Mesoporous ZnFe₂O₄ nanoflowers (NFs) have been prepared using a modified hydrothermal (MHT) technique, developed in our laboratory. Urea has been brought in for hydrolysis of FeCl₃ and ZnSO₄ in solution to homogeneously precipitate ZnFe₂O₄. The precipitated product upon annealing at 450 °C results in mesoporous ZnFe₂O₄ NFs. Important physical methods have been used to characterize the NF material in the solid state. The growth mechanism of mesoporous NFs of evolution is confirmed by the adopted reaction strategy. The ZnFe₂O₄ NF finds application in peroxidase mimicking activity which in turn helps the selective naked eye detection of H₂O₂ and Hg²⁺ ions in solution. However, spectrophotometric detection limit goes down to 0.1 mM and 2.58 × 10⁻³ mM for H₂O₂ and Hg²⁺, respectively. To contemplate peroxidase like activity, colorless 3,3′,5,5′-tetramethylbenzidine (TMB) is employed which in turn oxidized to a blue solution by H₂O₂ in the presence of ZnFe₂O₄ rendering H₂O₂ sensing. It has been discovered that the blue color development is selectively held up by Hg²⁺ ion causing Hg²⁺ sensing possible. Judicious selection of Hg²⁺ ions once again indicates strong affinity of the nitrogen donor towards Hg²⁺. This makes Hg²⁺ sensing possible without the use of any noble metal. A strong and definite ‘–N–Hg–N’ binding interaction with nitrogen donors of the TMB substrate causes blue color bleaching. Herein we report the usefulness of an under-rated ZnFe₂O₄ nanoflower for the first time to detect Hg²⁺ spectrophotometrically and in a cost-effective way.
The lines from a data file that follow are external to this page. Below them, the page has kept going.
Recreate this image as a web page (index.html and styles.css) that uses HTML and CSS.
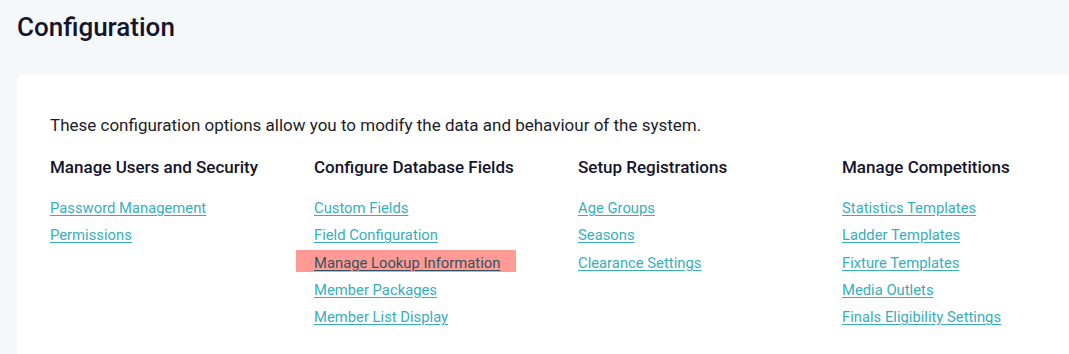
FILE: index.html
```html
<!DOCTYPE html>
<html lang="en">
<head>
    <meta charset="UTF-8">
    <meta name="viewport" content="width=device-width, initial-scale=1.0">
    <title>Configuration</title>
    <link rel="stylesheet" href="styles.css">
</head>
<body>
    <h1 class="page-title">Configuration</h1>

    <div class="card">
        <p class="intro">These configuration options allow you to modify the data and behaviour of the system.</p>

        <div class="columns">
            <div class="column">
                <h2>Manage Users and Security</h2>
                <ul>
                    <li><a href="#">Password Management</a></li>
                    <li><a href="#">Permissions</a></li>
                </ul>
            </div>
            <div class="column">
                <h2>Configure Database Fields</h2>
                <ul>
                    <li><a href="#">Custom Fields</a></li>
                    <li><a href="#">Field Configuration</a></li>
                    <li><a href="#" class="marked">Manage Lookup Information</a></li>
                    <li><a href="#">Member Packages</a></li>
                    <li><a href="#">Member List Display</a></li>
                </ul>
            </div>
            <div class="column">
                <h2>Setup Registrations</h2>
                <ul>
                    <li><a href="#">Age Groups</a></li>
                    <li><a href="#">Seasons</a></li>
                    <li><a href="#">Clearance Settings</a></li>
                </ul>
            </div>
            <div class="column">
                <h2>Manage Competitions</h2>
                <ul>
                    <li><a href="#">Statistics Templates</a></li>
                    <li><a href="#">Ladder Templates</a></li>
                    <li><a href="#">Fixture Templates</a></li>
                    <li><a href="#">Media Outlets</a></li>
                    <li><a href="#">Finals Eligibility Settings</a></li>
                </ul>
            </div>
        </div>
    </div>
</body>
</html>
```

FILE: styles.css
```css
/* page */
body {
    font-family: 'Roboto', 'Liberation Sans', sans-serif;
    margin: 0;
    padding: 0;
    background: #f5f8fb;
    color: #1a1a2a;
    overflow: hidden;
}

.page-title {
    font-size: 26px;
    font-weight: 500;
    color: #14142b;
    margin: 0;
    padding: 11px 17px 0;
    line-height: 32px;
}

.card {
    background: #ffffff;
    margin: 31px 0 0 17px;
    padding: 41px 33px 30px;
    border-radius: 6px 0 0 0;
    box-shadow: 0 1px 3px rgba(20, 40, 80, 0.04);
    min-height: 230px;
}

.intro {
    font-size: 17px;
    line-height: 20px;
    margin: 0 0 21px;
    color: #1c1c28;
}

.columns {
    display: grid;
    grid-template-columns: repeat(4, 264px);
}

.column h2 {
    font-size: 17px;
    font-weight: 500;
    color: #14142b;
    margin: 0 0 19px;
    line-height: 22px;
}

.column ul {
    list-style: none;
    margin: 0;
    padding: 0;
}

.column li {
    height: 27.3px;
    line-height: 22px;
}

.column a {
    font-size: 14.8px;
    color: #37aebd;
    text-decoration: underline;
    text-underline-offset: 2px;
}

.column a.marked {
    display: inline-block;
    background: #ff9a95;
    color: #2f5564;
    line-height: 18px;
    margin: -4px 0 0 -18px;
    padding: 4px 16px 0 18px;
}
```
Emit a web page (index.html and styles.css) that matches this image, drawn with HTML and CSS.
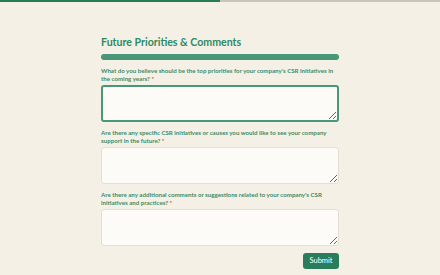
FILE: index.html
```html
<!DOCTYPE html>
<html>

<head>
	<title>Future Priorities &amp; Comments</title>
	<link rel="stylesheet" href="styles.css">
</head>

<body>
	<div class="top-progress">
		<div class="top-progress-fill"></div>
	</div>

	<div class="survey-container">
		<h1>Future Priorities &amp; Comments</h1>
		<div class="section-bar"></div>

		<form class="survey-form">
			<div class="field">
				<label for="q1">What do you believe should be the top priorities for your company's CSR initiatives in the coming years? <span class="required">*</span></label>
				<textarea id="q1" class="focused"></textarea>
			</div>

			<div class="field">
				<label for="q2">Are there any specific CSR initiatives or causes you would like to see your company support in the future? <span class="required">*</span></label>
				<textarea id="q2"></textarea>
			</div>

			<div class="field">
				<label for="q3">Are there any additional comments or suggestions related to your company's CSR initiatives and practices? <span class="required">*</span></label>
				<textarea id="q3"></textarea>
			</div>

			<div class="actions">
				<button type="button">Submit</button>
			</div>
		</form>
	</div>
</body>

</html>
```

FILE: styles.css
```css
body {
	font-family: Lato, "Open Sans", sans-serif;
	background-color: #f4f0e6;
	margin: 0;
	padding: 0;
}

.top-progress {
	height: 2px;
	background-color: #cbc5bc;
}

.top-progress-fill {
	width: 50%;
	height: 100%;
	background-color: #2a7a58;
}

.survey-container {
	width: 238px;
	margin: 0 auto;
	padding-top: 32px;
}

h1 {
	margin: 0;
	font-size: 10.6px;
	font-weight: 700;
	line-height: 16px;
	color: #2f8a64;
}

.section-bar {
	height: 6px;
	margin-top: 4px;
	border-radius: 3px;
	background-color: #4a9678;
}

.survey-form {
	margin-top: 7px;
}

.field {
	margin-bottom: 7px;
}

label {
	display: block;
	font-size: 6.15px;
	font-weight: 700;
	line-height: 8px;
	color: #3d8c6b;
	margin-bottom: 2px;
}

.required {
	color: #d9534f;
}

textarea {
	display: block;
	box-sizing: border-box;
	width: 100%;
	height: 37px;
	margin: 0;
	background-color: #fcfbf7;
	border: 1px solid #e4dfd5;
	border-radius: 3px;
	font-family: inherit;
}

textarea.focused {
	border: 2px solid #4a9678;
}

.actions {
	display: flex;
	justify-content: flex-end;
}

button {
	padding: 3px 6px;
	font-family: inherit;
	font-size: 7.5px;
	font-weight: 400;
	line-height: 10px;
	color: white;
	background-color: #2a7d5c;
	border: none;
	border-radius: 3px;
	height: 16px;
	width: 36px;
	cursor: pointer;
}
```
On the other hand, a highly mesoporous nanoflower has been shown to be a selective sensor for acetone also. Based on the above reaction/interaction strategies it is expected that the as-synthesized ZnFe₂O₄ NFs would stand as cost effective sensor materials for biological applications and environmental remediation.